● Goal of the exercise
Where a line holds the word "React", copy that line.

● Recorded information
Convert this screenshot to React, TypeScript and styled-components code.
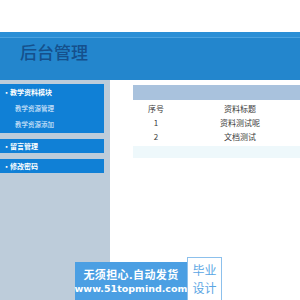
import React from "react";
import styled, { createGlobalStyle } from "styled-components";

const GlobalStyle = createGlobalStyle`
  html, body {
    margin: 0;
    padding: 0;
    height: 100%;
    background: #ffffff;
    font-family: "Noto Sans CJK SC", "Noto Sans", sans-serif;
  }
  #root {
    height: 100%;
  }
`;

const menus = [
  { title: "教学资料模块", items: ["教学资源管理", "教学资源添加"] },
  { title: "留言管理", items: [] },
  { title: "修改密码", items: [] },
];

const rows = [
  { id: "1", title: "资料测试呢" },
  { id: "2", title: "文档测试" },
];

export default function App() {
  return (
    <>
      <GlobalStyle />
      <Page>
        <TopGap />
        <Header>
          <Title>后台管理</Title>
        </Header>
        <Body>
          <Sidebar>
            {menus.map((m) => (
              <MenuBox key={m.title} $open={m.items.length > 0}>
                <MenuTitle $open={m.items.length > 0}>·{m.title}</MenuTitle>
                {m.items.map((i) => (
                  <MenuItem key={i}>{i}</MenuItem>
                ))}
              </MenuBox>
            ))}
          </Sidebar>
          <Content>
            <Table>
              <HeadBar />
              <Row>
                <IdCell>序号</IdCell>
                <TitleCell>资料标题</TitleCell>
              </Row>
              {rows.map((r) => (
                <Row key={r.id}>
                  <IdCell>{r.id}</IdCell>
                  <TitleCell>{r.title}</TitleCell>
                </Row>
              ))}
              <FootBar />
            </Table>
          </Content>
        </Body>
        <Watermark>
          <MarkBlue>
            <MarkLine>无须担心.自动发货</MarkLine>
            <MarkUrl>www.51topmind.com</MarkUrl>
          </MarkBlue>
          <MarkWhite>
            <span>毕业</span>
            <span>设计</span>
          </MarkWhite>
        </Watermark>
      </Page>
    </>
  );
}

const Page = styled.div`
  position: relative;
  height: 100%;
  display: flex;
  flex-direction: column;
  overflow: hidden;
`;

const TopGap = styled.div`
  height: 32px;
  flex-shrink: 0;
`;

const Header = styled.div`
  height: 43px;
  flex-shrink: 0;
  background: #2386cd;
  border-top: 5px solid #2b8fd6;
  box-shadow: inset 0 1px 0 #4aa2e0;
  display: flex;
  align-items: center;
  padding-left: 20px;
`;

const Title = styled.div`
  font-size: 17px;
  color: #15508c;
  font-weight: 500;
  margin-top: -14px;
`;

const Body = styled.div`
  flex: 1;
  display: flex;
`;

const Sidebar = styled.div`
  width: 110px;
  flex-shrink: 0;
  background: #bdccda;
  padding-top: 4px;
  display: flex;
  flex-direction: column;
  gap: 6px;
`;

const MenuBox = styled.div<{ $open: boolean }>`
  width: 104px;
  background: #1080d6;
  display: flex;
  flex-direction: column;
  padding-bottom: ${({ $open }) => ($open ? "1px" : "0")};
`;

const MenuTitle = styled.div<{ $open: boolean }>`
  height: ${({ $open }) => ($open ? "16px" : "14px")};
  line-height: ${({ $open }) => ($open ? "16px" : "14px")};
  padding-left: 3px;
  font-size: 7px;
  color: #ffffff;
  font-weight: 700;
`;

const MenuItem = styled.div`
  height: 16px;
  line-height: 16px;
  padding-left: 15px;
  font-size: 6.5px;
  color: #e6f2ff;
`;

const Content = styled.div`
  flex: 1;
  background: #ffffff;
  padding: 5px 0 0 23px;
  overflow: hidden;
`;

const Table = styled.div`
  width: 240px;
  display: flex;
  flex-direction: column;
`;

const HeadBar = styled.div`
  height: 15px;
  background: #a9c2dd;
  margin-bottom: 1px;
`;

const Row = styled.div`
  height: 14px;
  display: flex;
  align-items: center;
  font-size: 8px;
  color: #3a3a3a;
`;

const IdCell = styled.div`
  width: 46px;
  text-align: center;
`;

const TitleCell = styled.div`
  width: 122px;
  text-align: center;
`;

const FootBar = styled.div`
  height: 12px;
  margin-top: 3px;
  background: #eef8fb;
`;

const Watermark = styled.div`
  position: absolute;
  left: 75px;
  bottom: 0;
  display: flex;
  align-items: flex-end;
`;

const MarkBlue = styled.div`
  width: 112px;
  height: 38px;
  background: #4b9fe3;
  display: flex;
  flex-direction: column;
  align-items: center;
  justify-content: center;
  gap: 3px;
  color: #ffffff;
  font-weight: 700;
`;

const MarkLine = styled.div`
  font-size: 11px;
  line-height: 12px;
  letter-spacing: 0.4px;
`;

const MarkUrl = styled.div`
  font-family: "DejaVu Sans", sans-serif;
  font-size: 9.5px;
  line-height: 11px;
`;

const MarkWhite = styled.div`
  width: 33px;
  height: 42px;
  background: #ffffff;
  border: 1px solid #8cc0ec;
  border-bottom: none;
  display: flex;
  flex-direction: column;
  align-items: center;
  justify-content: center;
  gap: 6px;
  color: #5aa6e4;
  font-size: 12px;
  line-height: 12px;
`;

● Written answer
Convert this screenshot to React, TypeScript and styled-components code.
import React from "react";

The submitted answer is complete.